§ Your goal: Among the records below, find each line that includes the string "this" and copy it.

(Records from a dataset)
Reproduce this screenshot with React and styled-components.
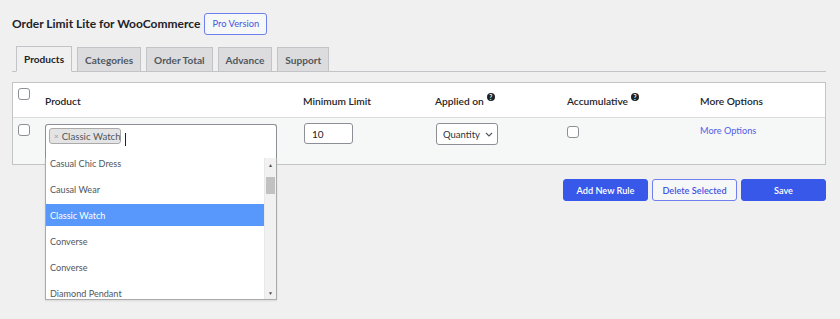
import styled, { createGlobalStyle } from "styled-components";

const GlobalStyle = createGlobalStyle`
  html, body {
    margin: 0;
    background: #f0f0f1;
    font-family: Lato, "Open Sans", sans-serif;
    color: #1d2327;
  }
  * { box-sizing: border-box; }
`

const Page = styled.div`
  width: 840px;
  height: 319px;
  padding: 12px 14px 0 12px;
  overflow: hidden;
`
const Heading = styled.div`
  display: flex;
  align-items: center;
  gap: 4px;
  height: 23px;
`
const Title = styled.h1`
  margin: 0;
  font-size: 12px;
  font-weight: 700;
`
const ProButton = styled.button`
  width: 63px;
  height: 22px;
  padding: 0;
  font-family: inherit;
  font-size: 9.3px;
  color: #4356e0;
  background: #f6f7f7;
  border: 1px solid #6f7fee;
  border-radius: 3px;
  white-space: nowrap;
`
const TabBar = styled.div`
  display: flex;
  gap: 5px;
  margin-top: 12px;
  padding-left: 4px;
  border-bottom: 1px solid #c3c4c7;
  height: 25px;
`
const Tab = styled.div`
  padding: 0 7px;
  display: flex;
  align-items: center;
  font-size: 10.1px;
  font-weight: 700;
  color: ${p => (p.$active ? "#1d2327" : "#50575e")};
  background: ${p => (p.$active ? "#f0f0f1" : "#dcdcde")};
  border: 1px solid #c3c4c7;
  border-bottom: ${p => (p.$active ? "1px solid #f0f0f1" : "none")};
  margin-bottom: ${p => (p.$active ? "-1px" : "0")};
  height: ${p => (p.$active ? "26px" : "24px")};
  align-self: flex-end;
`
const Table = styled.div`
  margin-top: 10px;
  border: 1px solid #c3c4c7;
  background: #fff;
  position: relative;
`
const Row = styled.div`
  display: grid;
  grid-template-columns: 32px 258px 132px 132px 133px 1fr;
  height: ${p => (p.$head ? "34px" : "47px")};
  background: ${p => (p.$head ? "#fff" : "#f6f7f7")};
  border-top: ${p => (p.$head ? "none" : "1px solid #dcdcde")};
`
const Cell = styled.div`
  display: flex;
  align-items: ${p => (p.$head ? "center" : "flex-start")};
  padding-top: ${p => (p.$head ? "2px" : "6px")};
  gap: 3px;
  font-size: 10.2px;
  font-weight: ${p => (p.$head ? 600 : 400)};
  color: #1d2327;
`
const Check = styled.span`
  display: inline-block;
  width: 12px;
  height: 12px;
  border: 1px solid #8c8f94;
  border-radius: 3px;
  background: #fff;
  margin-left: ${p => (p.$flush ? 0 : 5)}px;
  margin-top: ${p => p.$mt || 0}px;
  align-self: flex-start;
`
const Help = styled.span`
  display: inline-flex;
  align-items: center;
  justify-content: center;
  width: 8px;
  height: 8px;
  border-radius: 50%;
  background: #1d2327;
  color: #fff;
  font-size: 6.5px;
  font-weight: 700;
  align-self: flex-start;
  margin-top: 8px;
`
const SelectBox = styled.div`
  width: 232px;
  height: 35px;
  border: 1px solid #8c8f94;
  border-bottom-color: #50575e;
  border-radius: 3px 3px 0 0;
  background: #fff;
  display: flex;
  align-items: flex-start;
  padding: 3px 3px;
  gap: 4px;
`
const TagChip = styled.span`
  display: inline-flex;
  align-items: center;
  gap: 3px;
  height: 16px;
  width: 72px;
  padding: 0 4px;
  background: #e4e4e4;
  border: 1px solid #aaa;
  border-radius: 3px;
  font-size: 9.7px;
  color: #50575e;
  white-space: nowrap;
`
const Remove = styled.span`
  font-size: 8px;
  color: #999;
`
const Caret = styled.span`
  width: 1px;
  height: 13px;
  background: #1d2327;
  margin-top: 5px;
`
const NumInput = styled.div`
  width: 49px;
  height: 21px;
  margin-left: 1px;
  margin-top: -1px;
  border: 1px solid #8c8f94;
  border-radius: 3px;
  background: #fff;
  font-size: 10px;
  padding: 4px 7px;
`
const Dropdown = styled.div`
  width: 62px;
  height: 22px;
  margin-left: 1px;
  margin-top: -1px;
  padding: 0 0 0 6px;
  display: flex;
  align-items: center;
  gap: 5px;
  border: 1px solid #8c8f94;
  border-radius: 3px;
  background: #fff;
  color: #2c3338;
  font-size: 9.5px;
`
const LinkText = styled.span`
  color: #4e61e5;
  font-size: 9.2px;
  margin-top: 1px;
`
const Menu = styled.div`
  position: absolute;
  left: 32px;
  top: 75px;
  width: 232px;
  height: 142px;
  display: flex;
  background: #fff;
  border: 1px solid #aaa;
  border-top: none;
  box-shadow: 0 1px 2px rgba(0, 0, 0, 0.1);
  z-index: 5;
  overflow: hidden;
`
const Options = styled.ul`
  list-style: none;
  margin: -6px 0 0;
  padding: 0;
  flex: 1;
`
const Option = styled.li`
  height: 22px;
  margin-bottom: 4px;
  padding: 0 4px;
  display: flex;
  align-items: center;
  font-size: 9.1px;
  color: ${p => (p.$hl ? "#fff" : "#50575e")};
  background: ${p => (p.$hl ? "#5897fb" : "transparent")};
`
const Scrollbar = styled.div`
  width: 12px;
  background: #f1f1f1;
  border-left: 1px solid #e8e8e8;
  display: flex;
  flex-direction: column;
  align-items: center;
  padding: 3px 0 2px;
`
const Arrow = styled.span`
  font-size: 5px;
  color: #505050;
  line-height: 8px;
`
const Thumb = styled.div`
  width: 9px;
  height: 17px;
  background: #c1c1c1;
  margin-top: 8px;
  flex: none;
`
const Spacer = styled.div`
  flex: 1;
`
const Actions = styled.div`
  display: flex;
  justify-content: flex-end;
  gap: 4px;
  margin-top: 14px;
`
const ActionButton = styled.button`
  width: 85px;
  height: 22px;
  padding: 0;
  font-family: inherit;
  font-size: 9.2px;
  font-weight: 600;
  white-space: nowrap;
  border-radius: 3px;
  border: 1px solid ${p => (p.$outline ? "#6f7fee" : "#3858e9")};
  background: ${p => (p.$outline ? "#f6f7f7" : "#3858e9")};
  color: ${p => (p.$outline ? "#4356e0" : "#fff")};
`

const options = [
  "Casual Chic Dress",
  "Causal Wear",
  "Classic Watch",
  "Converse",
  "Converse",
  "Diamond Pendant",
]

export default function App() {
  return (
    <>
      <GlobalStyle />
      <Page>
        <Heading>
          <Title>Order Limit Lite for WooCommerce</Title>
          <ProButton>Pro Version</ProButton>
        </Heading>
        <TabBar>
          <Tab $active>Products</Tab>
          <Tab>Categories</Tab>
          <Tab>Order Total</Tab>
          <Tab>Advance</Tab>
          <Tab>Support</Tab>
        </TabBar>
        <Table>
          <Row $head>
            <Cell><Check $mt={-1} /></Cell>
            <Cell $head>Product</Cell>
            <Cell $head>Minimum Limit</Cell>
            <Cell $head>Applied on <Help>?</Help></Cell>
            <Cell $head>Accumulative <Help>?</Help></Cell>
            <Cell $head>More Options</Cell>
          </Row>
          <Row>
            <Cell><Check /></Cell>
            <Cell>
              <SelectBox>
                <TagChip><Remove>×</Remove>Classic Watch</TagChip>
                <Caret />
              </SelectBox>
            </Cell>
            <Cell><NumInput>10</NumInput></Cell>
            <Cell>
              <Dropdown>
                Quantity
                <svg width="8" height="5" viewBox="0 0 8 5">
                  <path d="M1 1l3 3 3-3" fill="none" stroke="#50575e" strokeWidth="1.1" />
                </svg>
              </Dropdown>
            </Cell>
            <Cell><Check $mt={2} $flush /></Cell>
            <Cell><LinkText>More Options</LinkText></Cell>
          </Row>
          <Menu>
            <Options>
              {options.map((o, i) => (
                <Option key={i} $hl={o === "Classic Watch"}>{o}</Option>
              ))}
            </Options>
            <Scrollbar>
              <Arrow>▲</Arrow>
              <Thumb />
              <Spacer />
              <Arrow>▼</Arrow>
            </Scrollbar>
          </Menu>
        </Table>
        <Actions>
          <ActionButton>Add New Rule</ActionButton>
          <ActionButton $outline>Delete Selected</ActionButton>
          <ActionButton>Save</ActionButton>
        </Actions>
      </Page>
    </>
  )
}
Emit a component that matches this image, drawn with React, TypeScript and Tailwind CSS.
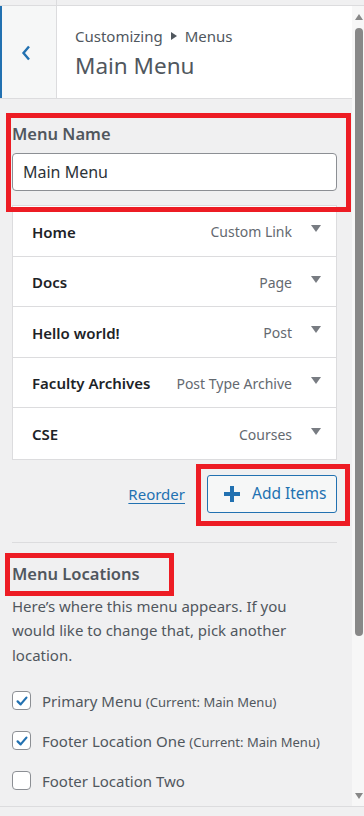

§ Finished task:
Reproduce this screenshot with React and styled-components.
Emit a component that matches this image, drawn with React, TypeScript and Tailwind CSS.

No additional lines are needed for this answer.